From Deseret News archives:
Utahns think Halloween's a treat
Utahns say most children will be trick-or-treating this year.
Trick-or-treating is especially welcomed in heavily Roman Catholic neighborhoods in the Northeast, home of the Irish immigrants who introduced their ancient festival to the New World 150 years ago.
Halloween is least welcomed, or even observed, in Southern states, where evangelical Christians are becoming increasingly worried about growing secularism and the resurgence of paganism in popular culture.
A survey of 1,005 adult residents of the United States conducted by the Scripps Survey Research Center at Ohio University found remarkable variation in attitudes about Halloween and even in the numbers of trick-or-treaters who were received last year.
"It's an old holiday.

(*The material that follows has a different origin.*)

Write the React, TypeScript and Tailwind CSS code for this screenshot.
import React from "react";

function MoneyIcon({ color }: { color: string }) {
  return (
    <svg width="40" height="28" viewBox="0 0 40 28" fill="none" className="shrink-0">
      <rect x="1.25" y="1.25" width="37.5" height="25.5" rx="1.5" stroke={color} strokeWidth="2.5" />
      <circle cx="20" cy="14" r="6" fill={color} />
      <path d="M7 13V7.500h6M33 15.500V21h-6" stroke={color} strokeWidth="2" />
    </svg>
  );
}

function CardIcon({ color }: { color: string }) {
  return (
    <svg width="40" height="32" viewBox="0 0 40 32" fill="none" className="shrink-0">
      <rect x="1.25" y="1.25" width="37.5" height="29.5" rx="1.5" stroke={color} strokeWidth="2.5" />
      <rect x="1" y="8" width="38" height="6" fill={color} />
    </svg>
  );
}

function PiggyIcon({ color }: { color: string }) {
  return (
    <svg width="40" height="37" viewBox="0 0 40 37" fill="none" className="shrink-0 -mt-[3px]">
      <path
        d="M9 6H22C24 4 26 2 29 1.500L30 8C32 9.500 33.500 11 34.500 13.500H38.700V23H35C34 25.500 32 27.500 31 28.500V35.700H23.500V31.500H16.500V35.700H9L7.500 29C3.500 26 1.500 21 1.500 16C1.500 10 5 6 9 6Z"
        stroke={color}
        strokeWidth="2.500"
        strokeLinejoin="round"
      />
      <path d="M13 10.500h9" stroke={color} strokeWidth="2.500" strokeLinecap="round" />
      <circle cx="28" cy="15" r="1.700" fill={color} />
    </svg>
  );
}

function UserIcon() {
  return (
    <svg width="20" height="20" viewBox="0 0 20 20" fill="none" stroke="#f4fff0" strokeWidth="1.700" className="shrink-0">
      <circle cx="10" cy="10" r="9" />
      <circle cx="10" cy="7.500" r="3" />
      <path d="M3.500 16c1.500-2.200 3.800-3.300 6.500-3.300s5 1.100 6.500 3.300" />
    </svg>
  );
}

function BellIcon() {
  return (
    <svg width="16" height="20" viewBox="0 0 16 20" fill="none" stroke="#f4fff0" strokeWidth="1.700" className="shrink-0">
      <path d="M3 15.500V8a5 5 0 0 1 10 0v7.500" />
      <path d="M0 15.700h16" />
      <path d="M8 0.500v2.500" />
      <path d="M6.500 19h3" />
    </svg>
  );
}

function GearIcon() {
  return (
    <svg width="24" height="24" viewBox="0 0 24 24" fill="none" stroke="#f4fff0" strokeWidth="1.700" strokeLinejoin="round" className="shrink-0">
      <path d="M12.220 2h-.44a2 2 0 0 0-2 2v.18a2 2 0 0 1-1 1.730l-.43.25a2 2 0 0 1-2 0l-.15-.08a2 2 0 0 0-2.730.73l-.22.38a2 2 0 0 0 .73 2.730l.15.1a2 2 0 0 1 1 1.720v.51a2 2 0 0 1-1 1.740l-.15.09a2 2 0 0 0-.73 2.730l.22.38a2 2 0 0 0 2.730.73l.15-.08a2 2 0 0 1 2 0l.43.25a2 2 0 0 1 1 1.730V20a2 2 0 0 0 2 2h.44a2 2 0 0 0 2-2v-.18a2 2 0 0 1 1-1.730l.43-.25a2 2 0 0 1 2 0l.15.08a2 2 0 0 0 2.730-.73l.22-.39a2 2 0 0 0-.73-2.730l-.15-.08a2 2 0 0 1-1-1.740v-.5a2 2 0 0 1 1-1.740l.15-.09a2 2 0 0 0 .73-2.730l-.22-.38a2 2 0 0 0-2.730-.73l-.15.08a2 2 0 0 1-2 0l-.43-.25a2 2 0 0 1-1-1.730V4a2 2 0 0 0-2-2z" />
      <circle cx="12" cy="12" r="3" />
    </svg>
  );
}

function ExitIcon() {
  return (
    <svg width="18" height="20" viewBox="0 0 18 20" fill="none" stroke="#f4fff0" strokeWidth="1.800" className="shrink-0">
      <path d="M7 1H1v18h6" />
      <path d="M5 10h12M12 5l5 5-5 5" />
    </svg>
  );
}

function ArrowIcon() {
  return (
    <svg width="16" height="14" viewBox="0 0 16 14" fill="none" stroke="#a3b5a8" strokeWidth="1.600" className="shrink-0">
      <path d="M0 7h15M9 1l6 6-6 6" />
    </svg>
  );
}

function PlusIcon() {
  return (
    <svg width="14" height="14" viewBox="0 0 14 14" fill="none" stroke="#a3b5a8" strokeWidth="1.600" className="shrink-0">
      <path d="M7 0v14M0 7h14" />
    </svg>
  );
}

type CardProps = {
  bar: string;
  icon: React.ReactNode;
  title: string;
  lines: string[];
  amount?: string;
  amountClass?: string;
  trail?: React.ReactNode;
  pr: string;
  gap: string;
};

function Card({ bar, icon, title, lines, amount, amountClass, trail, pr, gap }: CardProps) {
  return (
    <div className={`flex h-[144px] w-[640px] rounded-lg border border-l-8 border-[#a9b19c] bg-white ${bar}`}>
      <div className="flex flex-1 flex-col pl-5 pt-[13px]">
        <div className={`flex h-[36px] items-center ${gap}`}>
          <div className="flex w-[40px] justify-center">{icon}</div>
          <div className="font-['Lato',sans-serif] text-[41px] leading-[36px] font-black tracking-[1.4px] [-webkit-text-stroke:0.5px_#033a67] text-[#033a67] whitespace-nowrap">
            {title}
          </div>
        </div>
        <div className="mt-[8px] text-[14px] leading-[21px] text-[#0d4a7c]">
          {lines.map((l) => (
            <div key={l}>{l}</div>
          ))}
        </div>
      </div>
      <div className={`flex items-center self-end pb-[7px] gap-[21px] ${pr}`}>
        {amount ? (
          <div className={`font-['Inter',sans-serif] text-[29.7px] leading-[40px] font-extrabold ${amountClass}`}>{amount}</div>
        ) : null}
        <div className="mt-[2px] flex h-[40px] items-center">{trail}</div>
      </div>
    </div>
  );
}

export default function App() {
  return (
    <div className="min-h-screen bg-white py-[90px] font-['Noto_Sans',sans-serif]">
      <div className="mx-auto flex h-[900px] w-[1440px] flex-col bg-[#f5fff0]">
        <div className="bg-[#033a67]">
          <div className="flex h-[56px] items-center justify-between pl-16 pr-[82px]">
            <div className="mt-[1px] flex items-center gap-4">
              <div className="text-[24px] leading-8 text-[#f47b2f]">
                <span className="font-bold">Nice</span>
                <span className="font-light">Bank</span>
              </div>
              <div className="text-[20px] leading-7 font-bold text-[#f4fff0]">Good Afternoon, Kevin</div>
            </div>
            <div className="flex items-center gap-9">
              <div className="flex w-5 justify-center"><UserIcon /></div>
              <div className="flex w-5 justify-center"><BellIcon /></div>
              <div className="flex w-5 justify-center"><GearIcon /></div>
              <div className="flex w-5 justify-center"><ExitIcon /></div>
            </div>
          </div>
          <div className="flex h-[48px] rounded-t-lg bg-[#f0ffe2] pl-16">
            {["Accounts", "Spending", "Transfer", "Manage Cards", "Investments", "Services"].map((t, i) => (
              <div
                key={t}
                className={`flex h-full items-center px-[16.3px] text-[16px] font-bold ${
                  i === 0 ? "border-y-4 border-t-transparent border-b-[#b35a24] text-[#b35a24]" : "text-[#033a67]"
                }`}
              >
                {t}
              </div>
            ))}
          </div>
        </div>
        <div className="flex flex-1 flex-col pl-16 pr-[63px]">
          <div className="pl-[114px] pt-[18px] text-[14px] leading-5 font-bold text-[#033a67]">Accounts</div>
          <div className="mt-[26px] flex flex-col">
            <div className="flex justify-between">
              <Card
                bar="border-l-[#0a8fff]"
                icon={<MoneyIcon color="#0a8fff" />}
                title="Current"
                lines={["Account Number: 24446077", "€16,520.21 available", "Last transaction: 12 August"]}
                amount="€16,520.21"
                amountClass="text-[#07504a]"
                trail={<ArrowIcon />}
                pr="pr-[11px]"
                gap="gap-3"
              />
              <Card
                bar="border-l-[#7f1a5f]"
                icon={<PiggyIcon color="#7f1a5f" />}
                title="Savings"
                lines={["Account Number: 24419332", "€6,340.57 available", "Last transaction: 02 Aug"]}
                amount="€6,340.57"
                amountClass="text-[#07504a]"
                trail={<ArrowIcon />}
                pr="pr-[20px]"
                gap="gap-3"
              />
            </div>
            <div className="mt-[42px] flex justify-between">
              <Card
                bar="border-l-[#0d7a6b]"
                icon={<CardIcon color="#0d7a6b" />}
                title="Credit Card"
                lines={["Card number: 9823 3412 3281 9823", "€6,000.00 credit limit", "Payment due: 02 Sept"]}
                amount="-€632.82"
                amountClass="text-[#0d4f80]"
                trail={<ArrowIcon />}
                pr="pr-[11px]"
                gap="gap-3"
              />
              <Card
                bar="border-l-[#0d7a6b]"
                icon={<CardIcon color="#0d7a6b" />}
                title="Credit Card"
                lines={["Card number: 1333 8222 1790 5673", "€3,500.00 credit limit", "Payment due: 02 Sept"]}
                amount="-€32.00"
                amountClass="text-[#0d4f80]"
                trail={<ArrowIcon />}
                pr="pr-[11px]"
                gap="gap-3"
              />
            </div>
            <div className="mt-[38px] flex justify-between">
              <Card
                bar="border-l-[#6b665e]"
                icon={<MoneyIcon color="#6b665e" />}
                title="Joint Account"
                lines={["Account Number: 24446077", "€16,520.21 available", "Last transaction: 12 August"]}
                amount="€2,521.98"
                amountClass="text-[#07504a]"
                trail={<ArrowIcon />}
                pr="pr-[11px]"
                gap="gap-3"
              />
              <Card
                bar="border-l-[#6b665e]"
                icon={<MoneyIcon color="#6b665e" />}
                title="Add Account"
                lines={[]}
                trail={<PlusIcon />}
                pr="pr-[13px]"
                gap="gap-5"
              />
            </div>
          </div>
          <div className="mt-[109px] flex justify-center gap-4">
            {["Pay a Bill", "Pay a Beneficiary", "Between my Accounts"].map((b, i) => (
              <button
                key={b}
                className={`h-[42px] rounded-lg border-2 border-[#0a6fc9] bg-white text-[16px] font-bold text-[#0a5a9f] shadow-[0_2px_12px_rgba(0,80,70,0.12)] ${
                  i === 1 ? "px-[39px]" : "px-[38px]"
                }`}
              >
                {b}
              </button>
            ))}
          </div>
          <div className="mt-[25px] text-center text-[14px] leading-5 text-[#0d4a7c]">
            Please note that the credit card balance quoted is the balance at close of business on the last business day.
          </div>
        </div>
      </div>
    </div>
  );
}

Halloween is particularly popular in places where people have been doing it for years and that's the Northeast," said University at Albany sociologist Richard Lachmann.
"There is not a whole lot that fundamentalists find acceptable about Halloween or even All Saints Day, which, after all, is primarily a Catholic holy day," said Jo Paoletti, an American studies scholar at the University of Maryland. "They are pretty unhappy with all of the pagan symbols that accompany Halloween."
"We'll go to a party and Halloween carnival at our school," said Utah college freshmen Mandy Swainston. The holiday is no doubt good and wholesome, she said. "Kids get into their costumes and have fun with it."
Fellow freshman Janae Struder agreed, "I think it's a great holiday," she said. "It's a chance to escape normal life for a night."